Difícil começar esta crônica, difícil por vários motivos e o primeiro deles talvez seja porque eu possa vir a extrapolar no que vou dizer. Pelo menos a vontade é grande de libertar o verbo e desafogar a garganta. E porque não, lê quem quer, é ou não é?
Cara como essa vidinha é, ou pode se tornar miserável, e como é fácil sentirmos pena de nós mesmos, afinal de contas é o que estou fazendo de novo, mas só que dentro desta “pena”, me dou sim o direito de “berrar”, porque como diz Nelson Coelho de Castro “até para vadiar é preciso estar muito com Deus”, e é com esse pensamento firme de que desgraça pouca é bobagem, que vou lamuriar em algum ouvido alheio.
Não me considero um velho, mesmo tendo quatro décadas e pouco de vida, mas sim, digamos, “curtido”, é, seria esse o adjetivo, meio chulo, mas é isso, porque não foram poucos os obstáculos que a vida tem oferecido. Véio, cada uma que mais parece duas. Como diria Lady Katy, acho que é assim, do Zorra Total, roda aí o “fraschbeck”. Corre o ano de 1985, e eu com toda a “tesão” da idade, tentando uns “galeto”, jogando bola, Replicantes e Smiths tocando direto no toca-fitas da Brasília do véio, a boate do Tonho (Privê) sempre como opção, o Bar e Mesa do Kito, e o velho e inesquecível Casa Nossa, dos Pereira (na minha opinião o melhor bar que Santa Rosa já viu), aliás quem viu, viu e viveu, quem não, só lamento, tempos idos, não voltam mais.

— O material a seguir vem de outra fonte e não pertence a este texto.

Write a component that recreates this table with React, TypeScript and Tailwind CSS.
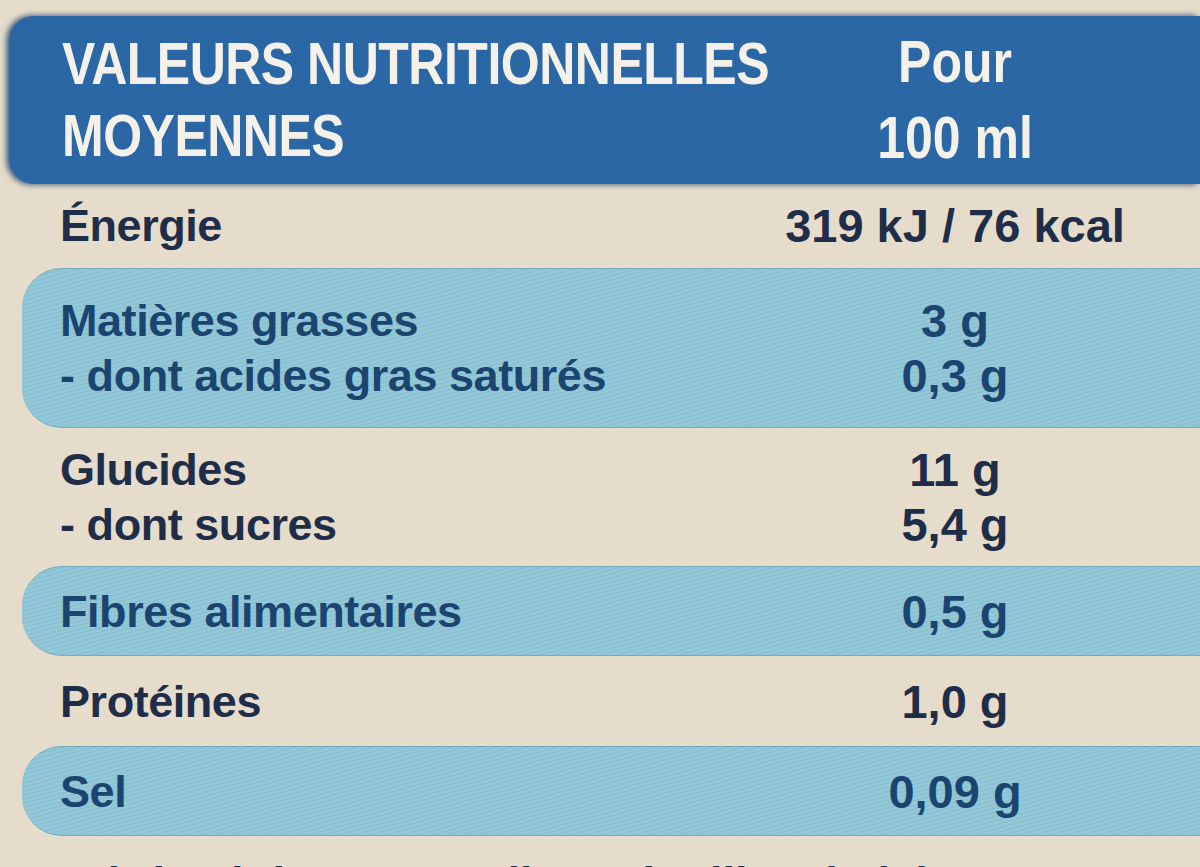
import React from 'react';

type Line = { label: string; value: string };

const rows: { band: boolean; h: string; lines: Line[] }[] = [
  { band: false, h: 'h-[82px]', lines: [{ label: 'Énergie', value: '319 kJ / 76 kcal' }] },
  {
    band: true,
    h: 'h-[160px]',
    lines: [
      { label: 'Matières grasses', value: '3 g' },
      { label: '- dont acides gras saturés', value: '0,3 g' },
    ],
  },
  {
    band: false,
    h: 'h-[134px]',
    lines: [
      { label: 'Glucides', value: '11 g' },
      { label: '- dont sucres', value: '5,4 g' },
    ],
  },
  { band: true, h: 'h-[90px]', lines: [{ label: 'Fibres alimentaires', value: '0,5 g' }] },
  { band: false, h: 'h-[86px]', lines: [{ label: 'Protéines', value: '1,0 g' }] },
  { band: true, h: 'h-[90px]', lines: [{ label: 'Sel', value: '0,09 g' }] },
];

export default function App() {
  return (
    <div className="w-[1200px] h-[867px] overflow-hidden bg-[#e6dccc] font-['Liberation_Sans',Arial,sans-serif]">
      {/* Header */}
      <div className="mt-[16px] ml-[10px] h-[168px] rounded-l-[24px] bg-[#2b66a5] shadow-[-3px_0_6px_#23466f] flex items-center text-[#f4f1ea] font-bold">
        <div className="w-[700px] shrink-0 pl-[52px] text-[50px] leading-[60px] tracking-[-0.01em] whitespace-nowrap scale-y-[1.2]">
          <div>VALEURS NUTRITIONNELLES</div>
          <div>MOYENNES</div>
        </div>
        <div className="flex-1 text-center text-[50px] leading-[63px] whitespace-nowrap scale-y-[1.2]">
          <div>Pour</div>
          <div>100 ml</div>
        </div>
      </div>

      {/* Rows */}
      {rows.map((row, i) => (
        <NutriRow key={i} {...row} />
      ))}

      {/* Bottom line, cut by the frame */}
      <div className="pl-[55px] pt-[22px] text-[45px] leading-none font-bold text-[#1f2f4a] whitespace-nowrap">
        Fabriqué dans un atelier qui utilise du lait
      </div>
    </div>
  );
}

function NutriRow({ band, h, lines }: { band: boolean; h: string; lines: Line[] }) {
  return (
    <div
      className={
        band
          ? `${h} ml-[22px] my-[2px] rounded-l-[40px] border-y border-[#74a9bb] bg-[repeating-linear-gradient(165deg,#92c8d8_0px,#92c8d8_2px,#86bccd_3px,#92c8d8_4px)] flex items-center text-[#1b456f]`
          : `${h} flex items-center text-[#1f2d48]`
      }
    >
      <div className={band ? 'w-[688px] pl-[38px]' : 'w-[710px] pl-[60px]'}>
        {lines.map((l) => (
          <div key={l.label} className="text-[45px] leading-[55px] font-bold tracking-[-0.01em]">
            {l.label}
          </div>
        ))}
      </div>
      <div className="flex-1 text-center">
        {lines.map((l) => (
          <div key={l.value} className="text-[47px] leading-[55px] font-bold">
            {l.value}
          </div>
        ))}
      </div>
    </div>
  );
}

Voltando a choradeira, um belo domingo, fui almoçar na minha Vó (saudades Oma), e na saída ela me deu a chave do Fuscão 78 do Vô e colocou uma carta no bolso pedindo que abrisse somente quando chegasse em casa. E assim foi feito. Logo ao chegar em casa, ainda cedo para dar uma banda no centro, resolvi ler a dita cuja, que, para minha surpresa, nela estava a revelação, e agora estou sendo sincero, mais cruel de minha vida, realmente me rasgou o coração e derreteu a mente quando li acho que por umas 20 vezes, que eu era filho adotivo. Véio, que paulada na mente, acho que até hoje não me endireitei. E aí culpados são todos, o coitado é você, é sempre assim.
Não vou negar, sem ter essa revelação aos 17 anos, com certeza minha vida teria sido bem diferente, isso é para mim claro como o dia, lógico que nem todos respondem da mesma maneira, mas comigo foi e é assim. Hoje sou um homem feito, pai de três lindos meninos, mas lá dentro do coração, puxa, como é difícil perdoar, mesmo quando até não ter o que perdoar, ainda sou o mesmo de 85, brigando por mais 24 horas de sobriedade, apesar de não beber a mais de 20 anos. Beber não, mas quantas consultas e quantos Rivotril, Lexotan, Anafranil e sei lá mais o que ainda terei que engolir.
Abro o coração desta maneira para fazer um pedido aos pais que tem filhos adotivos ou os que querem adotar. Adoção é uma das maiores demonstrações de amor que um ser humano pode dar, uma prova indescritível de amor ao semelhante pregado por Jesus. Mas não pequem por “esquecimento” ou, vou usar aqui talvez uma palavra um pouco áspera, egoísmo, medo de perder o filho adotado porque vai contar a ele que você é a mãe ou pai do coração e não biológico. Não se constrói uma família em cima de mentira, não tenha medo, a verdade sempre foi e continuará sendo o melhor caminho, e você não vai perder ninguém, tenha certeza disso, sei o que estou dizendo. Ou fica aqui então um apelo, conte logo, ou se cale para sempre, leve este segredo para o túmulo, o que não é impossível, mas é difícil, sempre tem alguém com a língua maior do que deveria.
Conheço minha mãe e meu pai biológicos, mas não adianta, é verdade sim, pai e mãe é quem cria e dá amor, não tenham medo, tenham fé no seu amor, só isso basta. Voltamos a conversar, assim espero.